June 19, 2021, marks the first official Juneteenth federal holiday in the United States—156 years after General Order No. 3 officially emancipated enslaved African American people in Texas and, in turn, across the country. In celebration, we would like to share a story from the long and ongoing struggle for justice in the U.S. and invite you to learn more about a historical landmark in San Antonio, Texas, and a 2020 World Monuments Watch site: the Woolworth Building. 

On March 16, 1960, the San Antonio Woolworth Building united with six other local establishments in peacefully desegregating their lunch counters. This movement sought to end racial segregation at public eating places across the South. The city’s interracial cooperation among church leaders, store managers, and members of the NAACP was credited with the achievement. Baseball legend Jackie Robinson called it “a story that should be told around the world.”

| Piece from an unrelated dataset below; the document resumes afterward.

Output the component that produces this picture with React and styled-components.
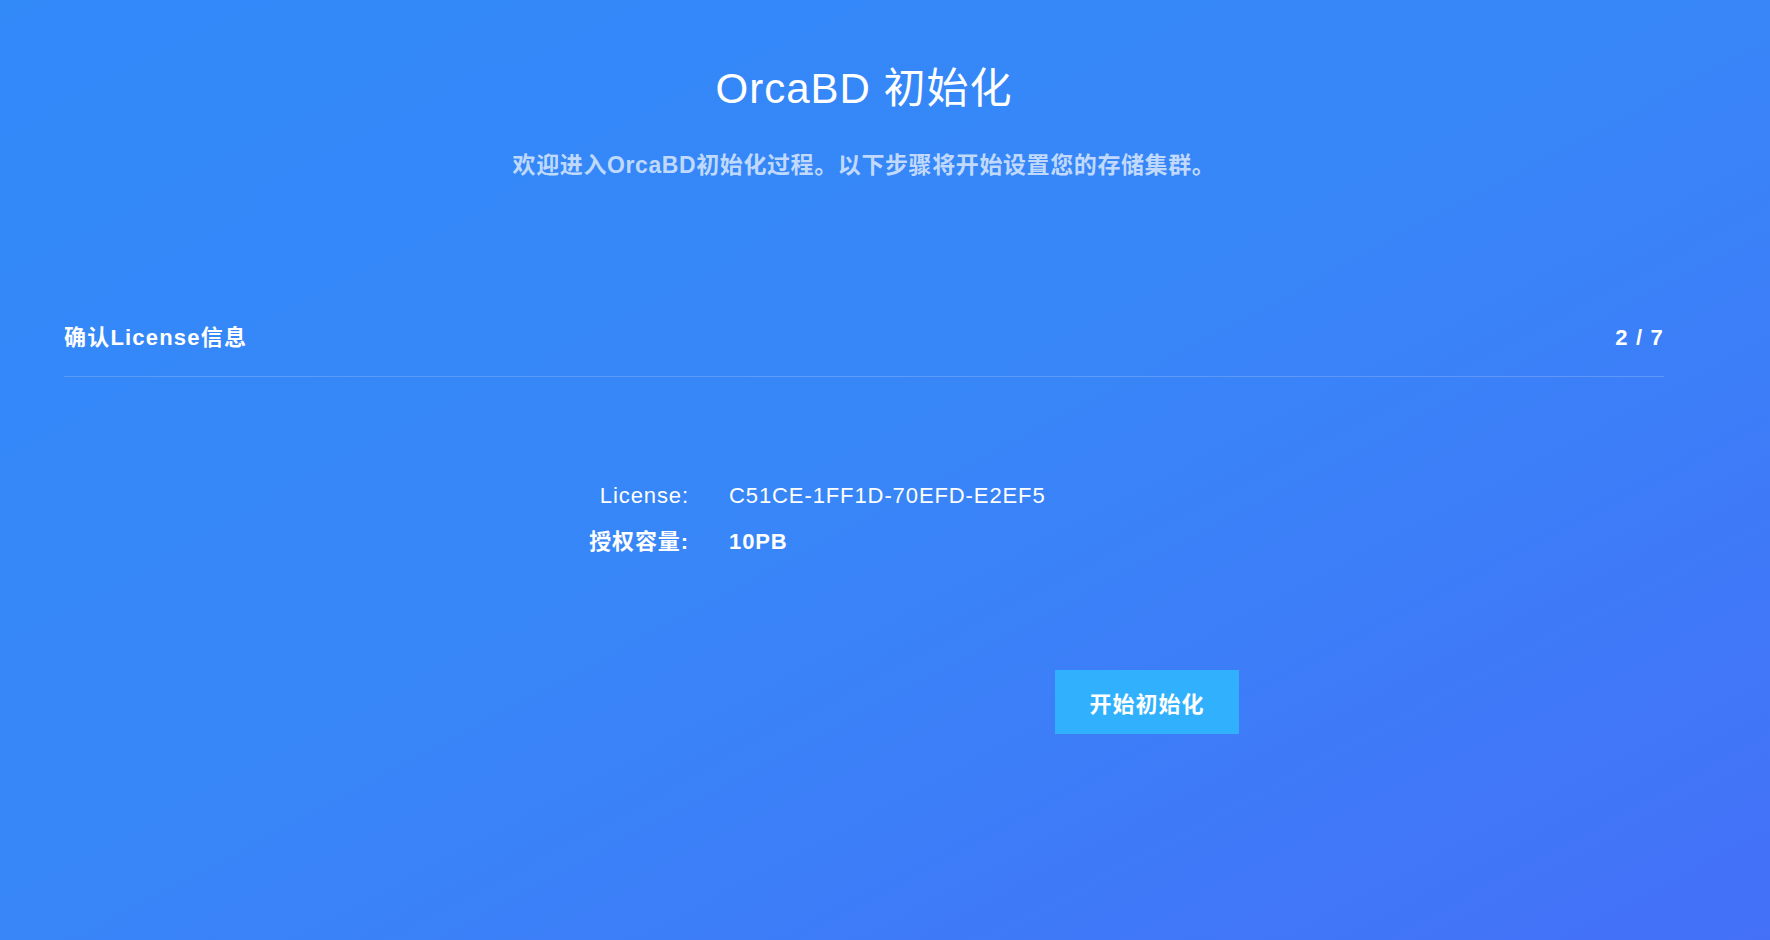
import React from 'react';
import styled, { createGlobalStyle } from 'styled-components';

const GlobalStyle = createGlobalStyle`
html, body {
  margin: 0;
  padding: 0;
}
body {
  font-family: 'Liberation Sans', 'Noto Sans CJK SC', sans-serif;
  color: #fff;
}
`;

const Page = styled.div`
min-height: 100vh;
box-sizing: border-box;
padding: 65px 0 0 64px;
background: linear-gradient(to bottom right, #3289f8 0%, #3886f8 50%, #4470f8 100%);
`;

const Container = styled.div`
width: 1600px;
`;

const Title = styled.h1`
margin: 0;
text-align: center;
font-size: 42px;
line-height: 48px;
font-weight: 400;
letter-spacing: 1px;
`;

const Subtitle = styled.p`
margin: 37px 0 0;
text-align: center;
font-size: 23px;
line-height: 30px;
font-weight: 700;
letter-spacing: 0.6px;
color: rgba(255, 255, 255, 0.7);
`;

const StepHeader = styled.div`
display: flex;
justify-content: space-between;
align-items: center;
margin-top: 143px;
padding-bottom: 23px;
border-bottom: 1px solid rgba(255, 255, 255, 0.18);
font-size: 22px;
line-height: 30px;
font-weight: 700;
letter-spacing: 1.2px;
`;

const InfoGrid = styled.div`
display: grid;
grid-template-columns: 625px auto;
column-gap: 40px;
row-gap: 16px;
margin-top: 104px;
font-size: 22px;
line-height: 30px;
letter-spacing: 0.9px;
`;

const Label = styled.div`
text-align: right;
font-weight: ${p => (p.$cjk ? 700 : 400)};
`;

const Value = styled.div`
font-weight: ${p => (p.$bold ? 700 : 400)};
`;

const ButtonRow = styled.div`
display: flex;
margin-top: 113px;
padding-left: 991px;
`;

const StartButton = styled.button`
width: 184px;
height: 64px;
border: none;
background: #31b1fd;
color: #fff;
font-family: 'Liberation Sans', 'Noto Sans CJK SC', sans-serif;
font-size: 22px;
font-weight: 700;
letter-spacing: 1px;
cursor: pointer;
`;

const App = () => {
  return (
    <Page>
      <GlobalStyle />
      <Container>
        <Title>OrcaBD 初始化</Title>
        <Subtitle>欢迎进入OrcaBD初始化过程。以下步骤将开始设置您的存储集群。</Subtitle>
        <StepHeader>
          <span>确认License信息</span>
          <span>2 / 7</span>
        </StepHeader>
        <InfoGrid>
          <Label>License:</Label>
          <Value>C51CE-1FF1D-70EFD-E2EF5</Value>
          <Label $cjk>授权容量:</Label>
          <Value $bold>10PB</Value>
        </InfoGrid>
        <ButtonRow>
          <StartButton>开始初始化</StartButton>
        </ButtonRow>
      </Container>
    </Page>
  );
};

export default App;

As we celebrate Juneteenth and its inclusion on the list of official U.S. federal holidays, we invite you to learn more about the San Antonio Woolworth Building and the lunch counter sit-ins of 1960 with two videos from the Conservation Society of San Antonio's new series, Woolworth and Civil Rights: A First in the South.

The Texas Sit-Ins, 1960

Beginning in February 1960, young African Americans helped re-energize the national civil rights movement. Through peaceful sit-ins, they protested racial discrimination at public lunch counters across the South. Students in Texas quickly took up the cause and led freedom struggles that played out in their state’s big cities and college towns.

 

San Antonio, 1960: A Quiet Revolution

Mary Lillian Andrews led the local NAACP Youth Council at the age of seventeen. Her request that store managers integrate their lunch counters produced the first peaceful, voluntary integration of the 1960 sit-in movement. San Antonio, Texas, became a brief beacon of hope to a nation torn apart by racial strife.